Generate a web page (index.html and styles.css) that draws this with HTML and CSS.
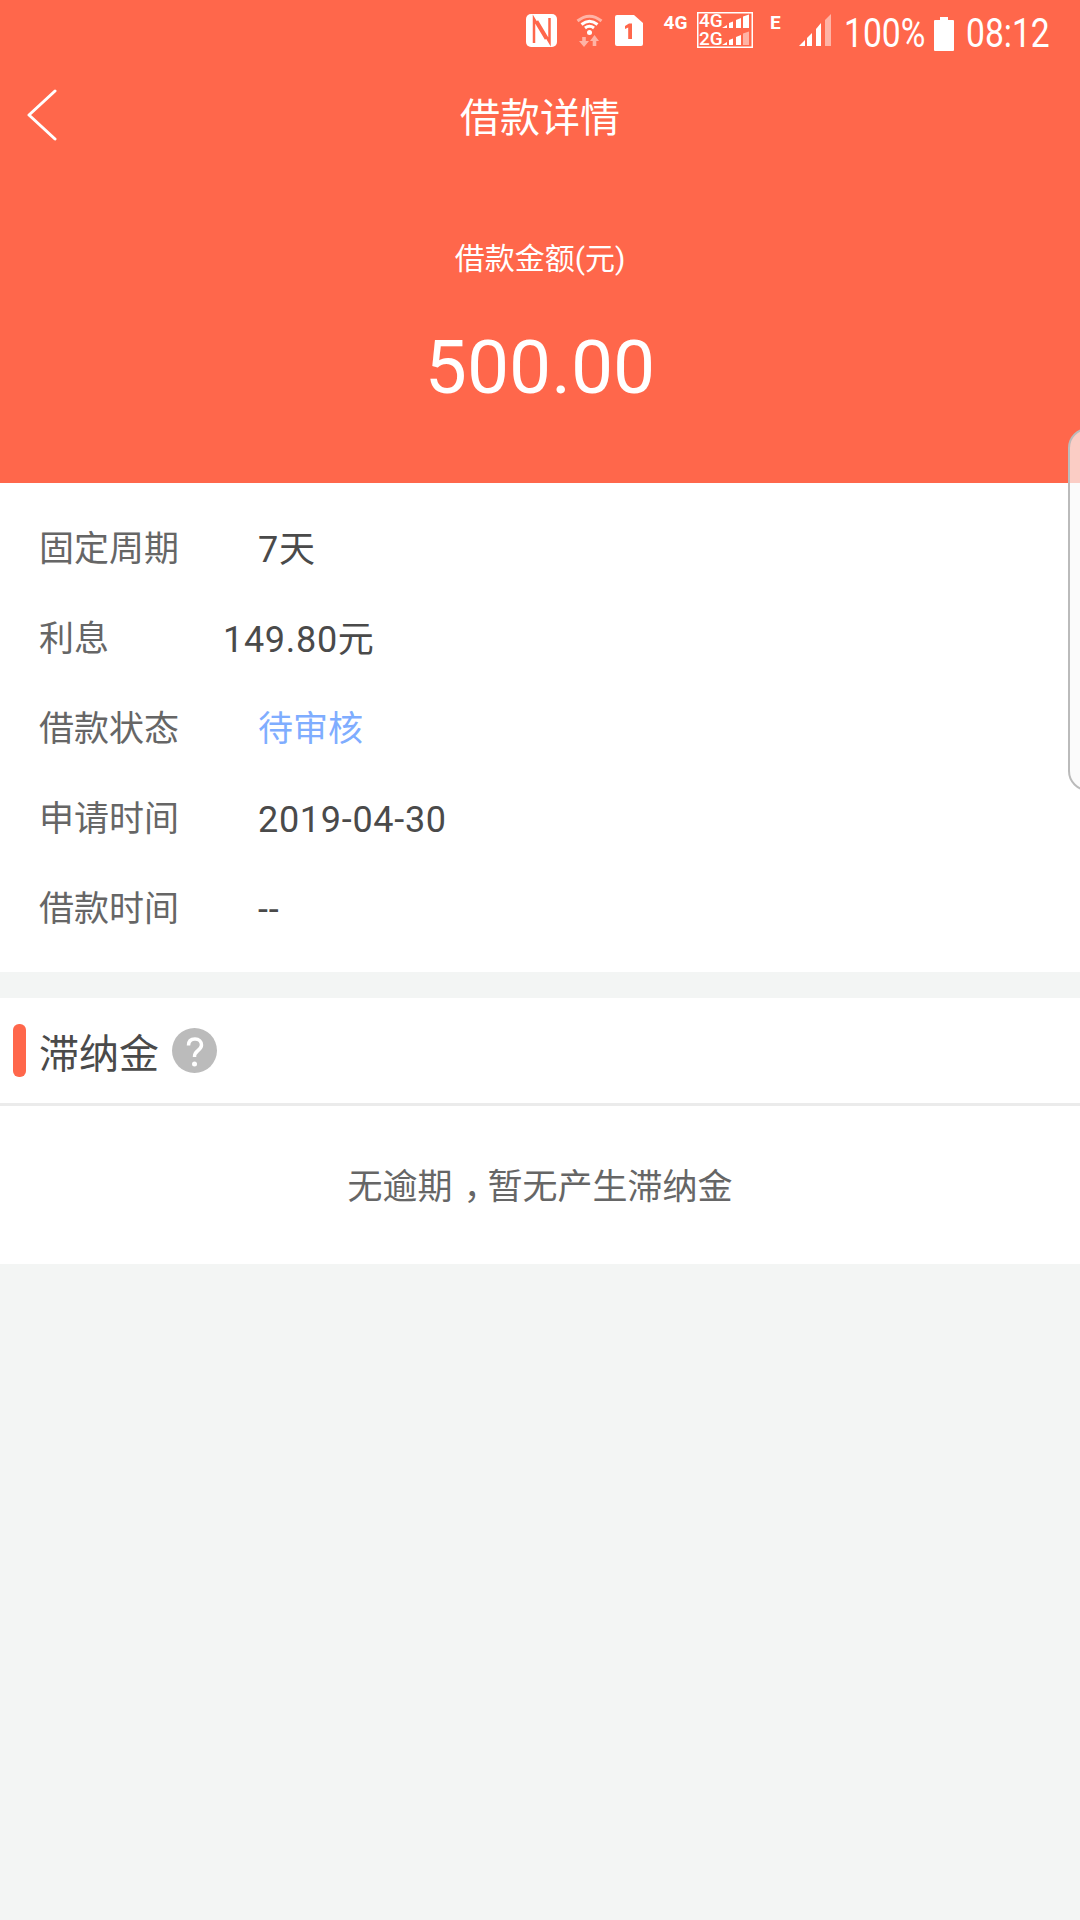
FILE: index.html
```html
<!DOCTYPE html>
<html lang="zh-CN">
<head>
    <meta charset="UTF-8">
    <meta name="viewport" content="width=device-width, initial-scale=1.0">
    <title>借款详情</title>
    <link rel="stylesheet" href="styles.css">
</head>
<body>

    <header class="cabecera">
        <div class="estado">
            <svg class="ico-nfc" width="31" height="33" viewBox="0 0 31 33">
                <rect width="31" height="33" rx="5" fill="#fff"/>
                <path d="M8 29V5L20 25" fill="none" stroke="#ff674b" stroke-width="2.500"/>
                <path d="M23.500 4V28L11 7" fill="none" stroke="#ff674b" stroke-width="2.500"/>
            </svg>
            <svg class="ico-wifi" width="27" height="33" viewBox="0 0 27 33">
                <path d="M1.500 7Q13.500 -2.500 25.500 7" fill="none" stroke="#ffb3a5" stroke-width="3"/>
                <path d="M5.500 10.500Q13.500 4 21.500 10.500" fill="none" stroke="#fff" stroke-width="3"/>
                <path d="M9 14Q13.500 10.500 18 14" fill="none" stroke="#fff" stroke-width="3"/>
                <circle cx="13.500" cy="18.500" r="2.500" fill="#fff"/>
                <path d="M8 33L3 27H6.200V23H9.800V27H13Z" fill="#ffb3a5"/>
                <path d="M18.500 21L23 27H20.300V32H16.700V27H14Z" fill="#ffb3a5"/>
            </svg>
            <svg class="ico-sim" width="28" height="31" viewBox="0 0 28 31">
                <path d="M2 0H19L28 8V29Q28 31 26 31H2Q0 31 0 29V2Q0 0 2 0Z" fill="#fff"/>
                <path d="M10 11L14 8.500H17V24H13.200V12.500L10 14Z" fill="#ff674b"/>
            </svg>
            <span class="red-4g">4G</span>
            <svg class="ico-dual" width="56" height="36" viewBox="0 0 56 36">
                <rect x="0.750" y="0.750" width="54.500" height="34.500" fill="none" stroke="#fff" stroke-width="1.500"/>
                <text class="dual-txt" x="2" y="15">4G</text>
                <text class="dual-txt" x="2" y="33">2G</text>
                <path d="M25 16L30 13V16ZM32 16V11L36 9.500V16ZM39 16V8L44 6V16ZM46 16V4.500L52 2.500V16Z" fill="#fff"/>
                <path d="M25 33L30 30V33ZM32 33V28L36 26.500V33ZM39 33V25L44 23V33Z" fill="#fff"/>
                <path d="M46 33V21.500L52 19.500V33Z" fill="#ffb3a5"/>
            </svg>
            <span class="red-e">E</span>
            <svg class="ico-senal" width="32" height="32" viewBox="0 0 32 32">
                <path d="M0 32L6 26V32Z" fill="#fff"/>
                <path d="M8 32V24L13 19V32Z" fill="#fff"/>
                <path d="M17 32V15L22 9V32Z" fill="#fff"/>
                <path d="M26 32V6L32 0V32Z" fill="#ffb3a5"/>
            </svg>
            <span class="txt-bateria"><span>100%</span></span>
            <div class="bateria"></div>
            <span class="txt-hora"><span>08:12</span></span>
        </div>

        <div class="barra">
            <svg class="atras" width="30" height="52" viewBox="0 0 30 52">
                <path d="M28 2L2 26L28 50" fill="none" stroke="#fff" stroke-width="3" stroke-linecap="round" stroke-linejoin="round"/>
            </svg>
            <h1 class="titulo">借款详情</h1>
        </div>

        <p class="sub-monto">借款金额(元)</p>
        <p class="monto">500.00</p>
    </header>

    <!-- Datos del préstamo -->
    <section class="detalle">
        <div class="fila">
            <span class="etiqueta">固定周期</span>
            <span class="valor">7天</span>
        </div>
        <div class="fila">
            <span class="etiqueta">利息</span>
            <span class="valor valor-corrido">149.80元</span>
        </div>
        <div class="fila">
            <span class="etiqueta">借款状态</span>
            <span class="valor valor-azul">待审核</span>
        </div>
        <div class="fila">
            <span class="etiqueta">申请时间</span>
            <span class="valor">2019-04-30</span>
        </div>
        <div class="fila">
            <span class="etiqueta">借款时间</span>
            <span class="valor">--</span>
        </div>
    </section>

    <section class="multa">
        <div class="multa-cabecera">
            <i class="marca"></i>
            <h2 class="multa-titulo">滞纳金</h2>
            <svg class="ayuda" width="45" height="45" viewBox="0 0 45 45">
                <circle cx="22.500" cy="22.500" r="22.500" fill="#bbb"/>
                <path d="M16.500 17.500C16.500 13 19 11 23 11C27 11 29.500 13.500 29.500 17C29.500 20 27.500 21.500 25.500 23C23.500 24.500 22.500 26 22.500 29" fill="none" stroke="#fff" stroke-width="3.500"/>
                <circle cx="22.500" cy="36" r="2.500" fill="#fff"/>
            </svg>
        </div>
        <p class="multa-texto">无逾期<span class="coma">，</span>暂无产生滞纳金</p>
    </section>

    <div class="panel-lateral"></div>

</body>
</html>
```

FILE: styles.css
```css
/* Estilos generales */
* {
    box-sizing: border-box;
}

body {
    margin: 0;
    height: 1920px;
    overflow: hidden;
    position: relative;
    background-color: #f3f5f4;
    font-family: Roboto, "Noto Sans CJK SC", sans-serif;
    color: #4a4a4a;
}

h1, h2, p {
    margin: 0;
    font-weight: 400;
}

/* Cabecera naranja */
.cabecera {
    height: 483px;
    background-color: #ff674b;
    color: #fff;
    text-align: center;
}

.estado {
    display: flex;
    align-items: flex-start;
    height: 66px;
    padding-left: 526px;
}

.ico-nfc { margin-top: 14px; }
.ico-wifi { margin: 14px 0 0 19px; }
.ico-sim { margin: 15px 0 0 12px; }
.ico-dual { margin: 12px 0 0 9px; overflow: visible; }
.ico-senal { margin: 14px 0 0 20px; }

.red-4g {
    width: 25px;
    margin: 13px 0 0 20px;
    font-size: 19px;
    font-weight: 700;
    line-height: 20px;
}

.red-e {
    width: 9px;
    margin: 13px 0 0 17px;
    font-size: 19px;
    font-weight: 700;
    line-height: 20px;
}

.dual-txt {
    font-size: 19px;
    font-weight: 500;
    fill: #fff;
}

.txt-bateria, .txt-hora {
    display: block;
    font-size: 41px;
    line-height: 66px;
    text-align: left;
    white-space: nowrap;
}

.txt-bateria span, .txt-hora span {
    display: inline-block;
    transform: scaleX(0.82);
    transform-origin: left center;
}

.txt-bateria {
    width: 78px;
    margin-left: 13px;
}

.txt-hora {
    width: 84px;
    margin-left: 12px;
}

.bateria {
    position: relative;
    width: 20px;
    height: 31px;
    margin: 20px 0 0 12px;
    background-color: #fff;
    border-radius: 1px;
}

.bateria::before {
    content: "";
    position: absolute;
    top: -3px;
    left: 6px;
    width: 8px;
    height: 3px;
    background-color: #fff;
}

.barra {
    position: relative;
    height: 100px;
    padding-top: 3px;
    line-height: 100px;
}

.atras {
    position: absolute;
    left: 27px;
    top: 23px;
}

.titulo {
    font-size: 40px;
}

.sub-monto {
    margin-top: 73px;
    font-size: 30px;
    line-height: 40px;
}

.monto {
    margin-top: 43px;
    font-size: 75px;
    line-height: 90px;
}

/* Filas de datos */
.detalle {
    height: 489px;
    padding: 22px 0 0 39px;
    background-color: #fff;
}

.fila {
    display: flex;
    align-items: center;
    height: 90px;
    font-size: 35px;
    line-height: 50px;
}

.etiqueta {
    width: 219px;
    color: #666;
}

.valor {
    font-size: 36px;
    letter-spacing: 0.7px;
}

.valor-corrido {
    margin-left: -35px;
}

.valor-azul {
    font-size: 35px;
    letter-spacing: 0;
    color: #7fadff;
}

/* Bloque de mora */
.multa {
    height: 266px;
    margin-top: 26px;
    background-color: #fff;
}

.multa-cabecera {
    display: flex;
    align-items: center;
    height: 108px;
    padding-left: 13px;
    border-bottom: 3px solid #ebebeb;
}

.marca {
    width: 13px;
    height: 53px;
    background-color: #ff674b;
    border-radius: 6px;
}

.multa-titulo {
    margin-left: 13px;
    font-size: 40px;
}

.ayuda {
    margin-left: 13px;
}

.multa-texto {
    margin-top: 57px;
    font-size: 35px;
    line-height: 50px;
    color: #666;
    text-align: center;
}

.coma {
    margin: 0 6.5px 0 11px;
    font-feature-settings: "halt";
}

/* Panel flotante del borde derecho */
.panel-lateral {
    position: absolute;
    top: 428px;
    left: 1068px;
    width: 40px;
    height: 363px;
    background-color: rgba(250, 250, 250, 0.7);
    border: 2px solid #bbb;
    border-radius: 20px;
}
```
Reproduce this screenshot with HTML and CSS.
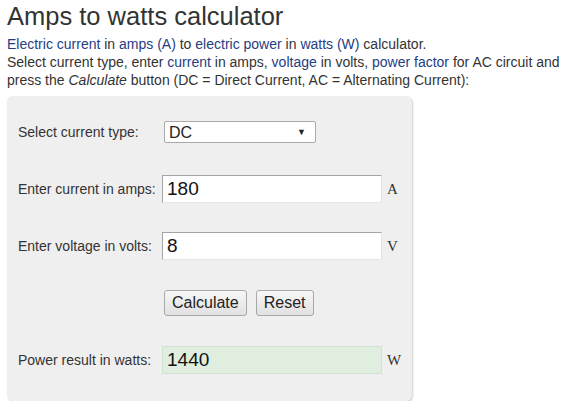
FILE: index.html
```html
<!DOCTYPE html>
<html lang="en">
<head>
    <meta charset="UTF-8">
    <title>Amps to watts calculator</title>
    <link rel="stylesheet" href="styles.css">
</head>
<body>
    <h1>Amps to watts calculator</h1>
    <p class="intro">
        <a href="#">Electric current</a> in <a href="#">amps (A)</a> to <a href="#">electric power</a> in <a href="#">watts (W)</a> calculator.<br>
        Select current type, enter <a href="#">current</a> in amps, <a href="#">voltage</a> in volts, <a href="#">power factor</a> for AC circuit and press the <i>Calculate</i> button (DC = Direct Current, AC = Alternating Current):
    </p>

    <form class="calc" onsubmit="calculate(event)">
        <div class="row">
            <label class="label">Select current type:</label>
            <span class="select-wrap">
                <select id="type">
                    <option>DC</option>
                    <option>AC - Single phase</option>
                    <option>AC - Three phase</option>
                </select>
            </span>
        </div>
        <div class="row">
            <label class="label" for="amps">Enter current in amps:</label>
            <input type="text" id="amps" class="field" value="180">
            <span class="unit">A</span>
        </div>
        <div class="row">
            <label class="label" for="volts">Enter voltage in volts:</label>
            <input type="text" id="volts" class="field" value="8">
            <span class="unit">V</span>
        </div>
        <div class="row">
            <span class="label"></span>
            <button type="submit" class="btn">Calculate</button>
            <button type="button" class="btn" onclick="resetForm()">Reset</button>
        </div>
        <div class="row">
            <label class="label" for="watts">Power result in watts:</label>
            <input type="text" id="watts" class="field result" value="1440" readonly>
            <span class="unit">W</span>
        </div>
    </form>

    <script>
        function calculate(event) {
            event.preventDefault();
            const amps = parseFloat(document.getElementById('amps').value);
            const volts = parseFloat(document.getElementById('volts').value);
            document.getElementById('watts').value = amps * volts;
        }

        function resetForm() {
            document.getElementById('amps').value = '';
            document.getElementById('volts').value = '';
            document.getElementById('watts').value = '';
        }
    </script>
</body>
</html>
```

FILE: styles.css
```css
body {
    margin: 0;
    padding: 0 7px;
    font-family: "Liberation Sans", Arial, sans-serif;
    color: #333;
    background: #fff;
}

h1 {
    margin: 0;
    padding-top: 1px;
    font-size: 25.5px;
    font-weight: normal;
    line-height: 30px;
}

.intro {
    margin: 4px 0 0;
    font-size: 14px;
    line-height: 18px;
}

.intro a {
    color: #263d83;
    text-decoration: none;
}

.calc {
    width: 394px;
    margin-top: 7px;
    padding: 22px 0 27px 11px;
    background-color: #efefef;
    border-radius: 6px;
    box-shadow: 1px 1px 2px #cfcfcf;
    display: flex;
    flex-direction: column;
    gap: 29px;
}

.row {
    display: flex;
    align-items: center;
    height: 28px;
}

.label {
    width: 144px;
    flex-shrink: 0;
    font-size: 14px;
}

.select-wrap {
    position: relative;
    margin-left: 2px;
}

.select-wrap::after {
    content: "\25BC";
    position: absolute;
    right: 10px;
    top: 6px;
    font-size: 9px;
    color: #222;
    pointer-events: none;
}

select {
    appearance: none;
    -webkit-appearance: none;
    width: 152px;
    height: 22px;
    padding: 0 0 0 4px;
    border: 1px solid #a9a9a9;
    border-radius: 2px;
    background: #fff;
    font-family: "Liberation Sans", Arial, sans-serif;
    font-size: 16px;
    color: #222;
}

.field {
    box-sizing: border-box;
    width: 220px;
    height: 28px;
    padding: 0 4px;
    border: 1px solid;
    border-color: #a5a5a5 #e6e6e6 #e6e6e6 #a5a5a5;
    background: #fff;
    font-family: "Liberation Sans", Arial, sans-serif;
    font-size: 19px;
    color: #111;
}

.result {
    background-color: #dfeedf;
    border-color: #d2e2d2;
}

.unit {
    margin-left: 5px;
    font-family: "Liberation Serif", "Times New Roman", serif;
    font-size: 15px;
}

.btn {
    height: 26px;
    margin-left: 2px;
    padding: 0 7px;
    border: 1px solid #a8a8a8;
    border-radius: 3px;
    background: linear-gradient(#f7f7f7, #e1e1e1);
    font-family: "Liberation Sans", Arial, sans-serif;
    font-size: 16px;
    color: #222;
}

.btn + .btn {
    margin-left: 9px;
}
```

GIVEN TASK: Which lines contain "with"? Copy each of them out.

COMPLETED TASK:
Generate a web page (index.html and styles.css) that draws this with HTML and CSS.
Reproduce this screenshot with HTML and CSS.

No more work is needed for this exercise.